Here I use the verb “to remind” as Greek philosopher Plato (428/427–348/347a.C.) used it: to regain an ideal condition that has been lost. All religions and spiritual ways consider human beings as wounded by a great fall that caused them to lose their original moral shape. If that happened, human beings were reduced to the condition of brutes. Hence the necessity to educate them back to their original spiritual dignity.
So, education is an ongoing process of continuous and permanent uplifting that all single human beings mutually perform toward their fellows. This is a fundamental right of human beings that needs recognition and protection. At stake there is in fact the very nature of human beings.
For this reason, the right to education must be guaranteed, both as the right to educate others and the right to be educated. The magisterium of the Catholic Church puts education at the core of the very short list of non-negotiable principles that must be always and everywhere guaranteed to realize a decent society. The first right on that list is the right to life as the obvious pre-condition for every possible human action. Then it follows the first direct consequence of the right to life in the form of the first political human right: the right to religious liberty. The right to education comes directly after.

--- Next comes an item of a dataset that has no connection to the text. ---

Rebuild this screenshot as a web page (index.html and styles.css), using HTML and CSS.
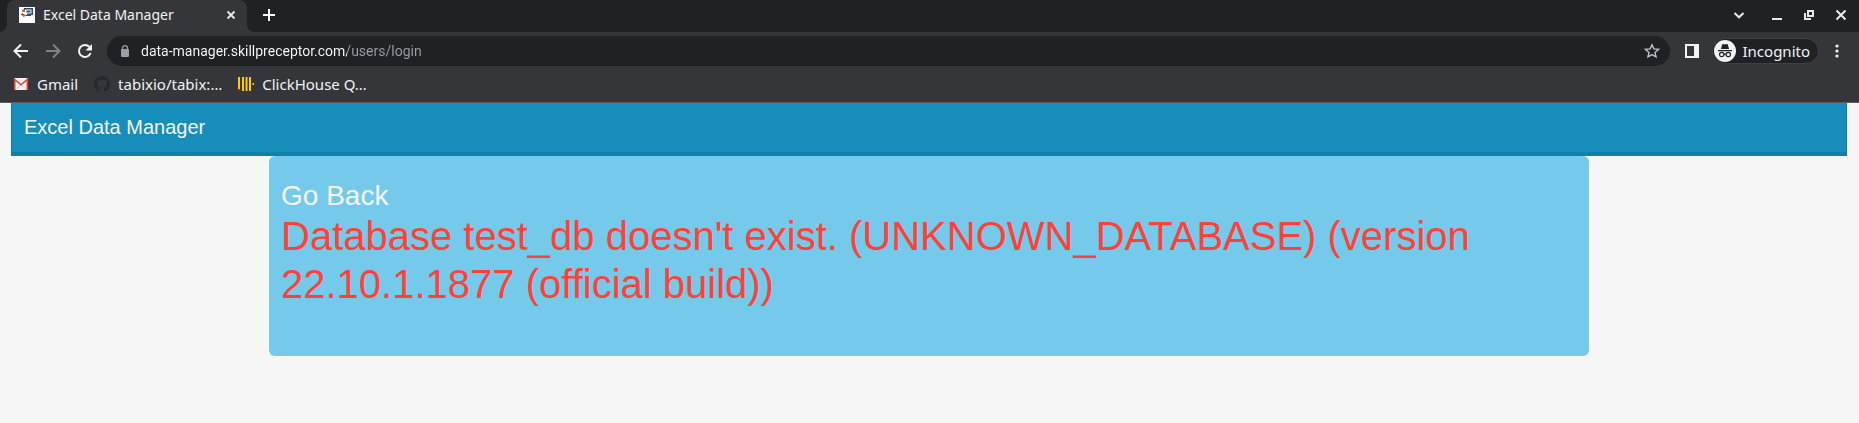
FILE: index.html
```html
<!DOCTYPE html>
<html lang="en">
<head>
<meta charset="utf-8">
<title>Excel Data Manager</title>
<link rel="stylesheet" href="styles.css">
</head>
<body>
<header class="browser">
  <div class="tabstrip">
    <div class="tab">
      <svg class="icon16" viewBox="0 0 16 16" aria-hidden="true"><path fill="#fff" d="M0 0h16v16H0z"/><path fill="#24496b" d="M5 1h9v7H8V6.500h4.500V2.500H6V4H4z"/><path fill="#9bb3c8" d="M7 3h5v3H7z"/><path fill="#24496b" d="M8 4h3v1H8zM3 6l3 2-1 1-3-1zM7 8h5v1H7z"/><path fill="#d9683c" d="M3 3h3v2H3zM3 7l3 1 1-1v2l-3 1z"/></svg>
      <span class="tab-title">Excel Data Manager</span>
      <button class="plain tab-close" aria-label="Close tab"><svg width="10" height="10" viewBox="0 0 10 10"><path d="M1.500 1.500l7 7M8.500 1.500l-7 7" stroke="#e8eaed" stroke-width="1.800"/></svg></button>
    </div>
    <button class="plain new-tab" aria-label="New tab"><svg width="12" height="12" viewBox="0 0 12 12"><path d="M6 0v12M0 6h12" stroke="#fff" stroke-width="2"/></svg></button>
    <div class="window-controls">
      <button class="plain" aria-label="Search tabs"><svg width="12" height="12" viewBox="0 0 12 12"><path d="M1.500 4L6 8.300 10.500 4" fill="none" stroke="#e8eaed" stroke-width="2"/></svg></button>
      <button class="plain" aria-label="Minimize"><svg width="12" height="12" viewBox="0 0 12 12"><path d="M1 9h10v2H1z" fill="#e8eaed"/></svg></button>
      <button class="plain" aria-label="Restore"><svg width="12" height="12" viewBox="0 0 12 12"><path d="M5 2h5v5H5zM2 4v6h6" fill="none" stroke="#e8eaed" stroke-width="2"/></svg></button>
      <button class="plain" aria-label="Close window"><svg width="12" height="12" viewBox="0 0 12 12"><path d="M1.500 1.500l9 9M10.500 1.500l-9 9" stroke="#e8eaed" stroke-width="2"/></svg></button>
    </div>
  </div>
  <div class="toolbar">
    <div class="nav-buttons">
      <button class="plain" aria-label="Back"><svg width="16" height="16" viewBox="0 0 16 16"><path d="M15 8H2M8 1.500L1.500 8 8 14.500" fill="none" stroke="#f1f3f4" stroke-width="2"/></svg></button>
      <button class="plain" aria-label="Forward"><svg width="16" height="16" viewBox="0 0 16 16"><path d="M1 8h13M8 1.500L14.500 8 8 14.500" fill="none" stroke="#818387" stroke-width="2"/></svg></button>
      <button class="plain" aria-label="Reload"><svg width="16" height="16" viewBox="0 0 16 16"><path d="M13.600 10A6 6 0 1 1 12.300 3.800" fill="none" stroke="#f1f3f4" stroke-width="2"/><path d="M15 1v6.500H8.500z" fill="#f1f3f4"/></svg></button>
    </div>
    <div class="omnibox">
      <svg width="10" height="12" viewBox="0 0 10 12" aria-hidden="true"><path d="M2.500 5V3.200a2.500 2.500 0 0 1 5 0V5" fill="none" stroke="#9aa0a6" stroke-width="1.300"/><rect x="1" y="4" width="8" height="8" rx="1" fill="#9aa0a6"/></svg>
      <input class="url" type="text" aria-label="Address" value="data-manager.skillpreceptor.com/users/login">
      <button class="plain" aria-label="Bookmark this tab"><svg width="16" height="16" viewBox="0 0 16 16"><path d="M8 1.800l1.900 4.100 4.500.5-3.400 3 1 4.500L8 11.600l-4 2.300 1-4.500-3.400-3 4.500-.5z" fill="none" stroke="#bdc1c6" stroke-width="1.400"/></svg></button>
    </div>
    <button class="plain side-panel" aria-label="Side panel"><svg width="14" height="14" viewBox="0 0 14 14"><path fill="#f1f3f4" fill-rule="evenodd" d="M0 0h14v14H0zM2 2v10h7V2z"/></svg></button>
    <button class="plain incognito"><svg width="22" height="22" viewBox="0 0 22 22" aria-hidden="true"><circle cx="11" cy="11" r="11" fill="#f1f3f4"/><path fill="#202124" d="M8.200 4.300h5.600L15 9H7zM4 10h14v1.200H4z"/><g fill="none" stroke="#202124" stroke-width="1.200"><circle cx="7.700" cy="14.500" r="2.200"/><circle cx="14.300" cy="14.500" r="2.200"/><path d="M9.900 14.300q1.100-.7 2.200 0"/></g></svg><span>Incognito</span></button>
    <button class="plain menu" aria-label="Menu"><svg width="4" height="14" viewBox="0 0 4 14"><g fill="#f1f3f4"><circle cx="2" cy="2" r="1.600"/><circle cx="2" cy="7" r="1.600"/><circle cx="2" cy="12" r="1.600"/></g></svg></button>
  </div>
  <nav class="bookmarks" aria-label="Bookmarks">
    <a href="#"><svg class="icon16" viewBox="0 0 16 16" aria-hidden="true"><path fill="#f1f1f1" d="M1 2h14v12H1z"/><path d="M3 13l5-4 5 4" stroke="#cfcfcf" fill="none"/><path d="M1.700 14V3.500l6.300 5.300 6.300-5.300V14" fill="none" stroke="#d9483b" stroke-width="1.600"/></svg><span>Gmail</span></a>
    <a href="#"><svg class="icon16" viewBox="0 0 16 16" aria-hidden="true"><path fill="#24292e" d="M8 0C3.580 0 0 3.580 0 8c0 3.540 2.290 6.530 5.470 7.590.4.070.55-.17.55-.38 0-.19-.01-.82-.01-1.490-2.010.37-2.530-.49-2.690-.94-.09-.23-.48-.94-.82-1.130-.28-.15-.68-.52-.01-.53.63-.01 1.080.58 1.230.82.72 1.210 1.870.87 2.330.66.070-.52.28-.87.51-1.070-1.780-.2-3.640-.89-3.640-3.950 0-.87.31-1.590.82-2.150-.08-.2-.36-1.020.08-2.120 0 0 .67-.21 2.200.82.640-.18 1.320-.27 2-.27s1.360.09 2 .27c1.530-1.040 2.200-.82 2.200-.82.44 1.100.16 1.920.08 2.120.51.56.82 1.270.82 2.150 0 3.070-1.870 3.750-3.650 3.950.29.25.54.73.54 1.480 0 1.070-.01 1.930-.01 2.200 0 .21.15.46.55.38A8.010 8.010 0 0 0 16 8c0-4.420-3.580-8-8-8z"/></svg><span>tabixio/tabix:…</span></a>
    <a href="#"><svg class="icon16" viewBox="0 0 16 16" aria-hidden="true"><path fill="#fc0" d="M0 1h2v12H0zM4 1h2v14H4zM7.500 1h2v14h-2zM11 1h2v14h-2zM14.500 7H16v2h-1.500z"/><path fill="#f00" d="M0 13h2v2H0z"/></svg><span>ClickHouse Q…</span></a>
  </nav>
</header>
<div class="page">
  <header class="site-header"><a href="#">Excel Data Manager</a></header>
  <main class="card">
    <a class="back" href="#">Go Back</a>
    <h1 class="error">Database test_db doesn't exist. (UNKNOWN_DATABASE) (version 22.10.1.1877 (official build))</h1>
  </main>
</div>
</body>
</html>
```
FILE: styles.css
```css
* { box-sizing: border-box; }
body {
  margin: 0;
  background: #f6f6f6;
  font-family: "Liberation Sans", Arial, sans-serif;
}
a { color: inherit; text-decoration: none; }
svg { display: block; flex: none; }
.plain {
  display: flex;
  align-items: center;
  justify-content: center;
  padding: 0;
  border: 0;
  background: none;
  color: inherit;
  font: inherit;
}
.icon16 { width: 16px; height: 16px; }

.browser {
  background: #35363a;
  border-bottom: 1px solid #5b5c60;
  color: #f1f3f4;
  font: 14px/20px "Noto Sans", sans-serif;
}
.tabstrip {
  display: flex;
  align-items: center;
  height: 32px;
  padding: 0 12px 0 7px;
  background: #202124;
}
.tab {
  position: relative;
  display: flex;
  align-items: center;
  width: 240px;
  height: 32px;
  padding: 0 10px 2px 12px;
  border-radius: 8px 8px 0 0;
  background: #35363a;
}
.tab::before, .tab::after {
  content: "";
  position: absolute;
  bottom: 0;
  width: 8px;
  height: 8px;
}
.tab::before { left: -8px; background: radial-gradient(circle at 0 0, transparent 8px, #35363a 8px); }
.tab::after { right: -8px; background: radial-gradient(circle at 100% 0, transparent 8px, #35363a 8px); }
.tab-title { flex: 1; margin-left: 8px; white-space: nowrap; }
.tab-close { width: 12px; height: 12px; }
.new-tab { margin-left: 16px; padding-bottom: 2px; }
.window-controls { display: flex; gap: 20px; margin-left: auto; padding-bottom: 2px; }
.window-controls .plain:first-child { margin-right: 6px; }

.toolbar {
  display: flex;
  align-items: center;
  height: 38px;
  padding: 0 20px 0 13px;
}
.nav-buttons { display: flex; gap: 16px; margin-right: 14px; }
.omnibox {
  display: flex;
  flex: 1;
  align-items: center;
  height: 30px;
  padding: 0 10px 0 13px;
  border-radius: 15px;
  background: #202124;
}
.url {
  flex: 1;
  min-width: 0;
  margin-left: 11px;
  padding: 0;
  border: 0;
  outline: 0;
  background: linear-gradient(to right, #fff 206px, #9aa0a6 206px);
  background-clip: text;
  -webkit-background-clip: text;
  color: transparent;
  font: 14px/20px Roboto, sans-serif;
}
.side-panel { margin-left: 15px; }
.incognito {
  gap: 7px;
  height: 26px;
  margin-left: 13px;
  padding: 0 8px 0 1px;
  border: 1px solid #3f4044;
  border-radius: 13px;
  background: #202124;
  font-size: 15px;
}
.menu { margin-left: 16px; }

.bookmarks {
  display: flex;
  align-items: center;
  gap: 16px;
  height: 32px;
  padding: 0 13px 5px;
  font-size: 15px;
}
.bookmarks a { display: flex; align-items: center; gap: 8px; }

.page { padding: 0 12px 0 11px; }
.site-header {
  padding: 9px 12px 10px 12px;
  border: solid #137fab;
  border-width: 0 1px 4px;
  background: #178dbb;
  color: #f6f6f6;
  font-size: 20px;
  line-height: 30px;
}
.card {
  max-width: 1320px;
  margin: 0 auto;
  padding: 23px 12px 48px;
  border-radius: 6px;
  background: #75caec;
}
.back {
  display: block;
  color: #f6f6f6;
  font-size: 28px;
  line-height: 33px;
}
.error {
  margin: 0;
  color: #ff4136;
  font-size: 40px;
  font-weight: 400;
  line-height: 48px;
}
```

The connection among these non-negotiable principles is strict and logical. Once human beings are free and able to live, they address the most important question of all, one that has directly to do with spirituality and the sense of life. In turn. that right to a supreme truth is irrorated and substantiated by the right to live up to the intrinsic and deep human dignity implied by religious liberty. This right is affirmed through education.
All this connects to the core of Tai Ji Men’s spirituality and Dr. Hong Tao-Tze’s teachings on conscience.
For Tai Ji Men, conscience is innate in human beings and the compass capable of orienting all actions to good. Dr. Hong teaches that going back to one’s conscience is the solution to all problems. Conscience, in his view, has in itself the power to re-awake and lead human beings back to their dignity after all their losses. It is then the supreme instrument of a constant education of human beings back to their true self. Consequently, the Tai Ji Men community is the extended family that educates dizi, or disciples, under the guidance of Shifu, or Grand Master, to imitate heroes and avoid the ways of the villains through the mutual nurturing of their spirit.
When the extended family of Tai Ji Men is denied the liberty to educate its members freely and without harassment, an entire movement suffers. But also the whole society is deprived of an uplifting model that, in different ways, some obvious and some in need of being discovered, has the power to inspire good deeds and affect the common good of the world society. When that liberty ceases to be guaranteed, society is reduced to a mere confrontation among brutes.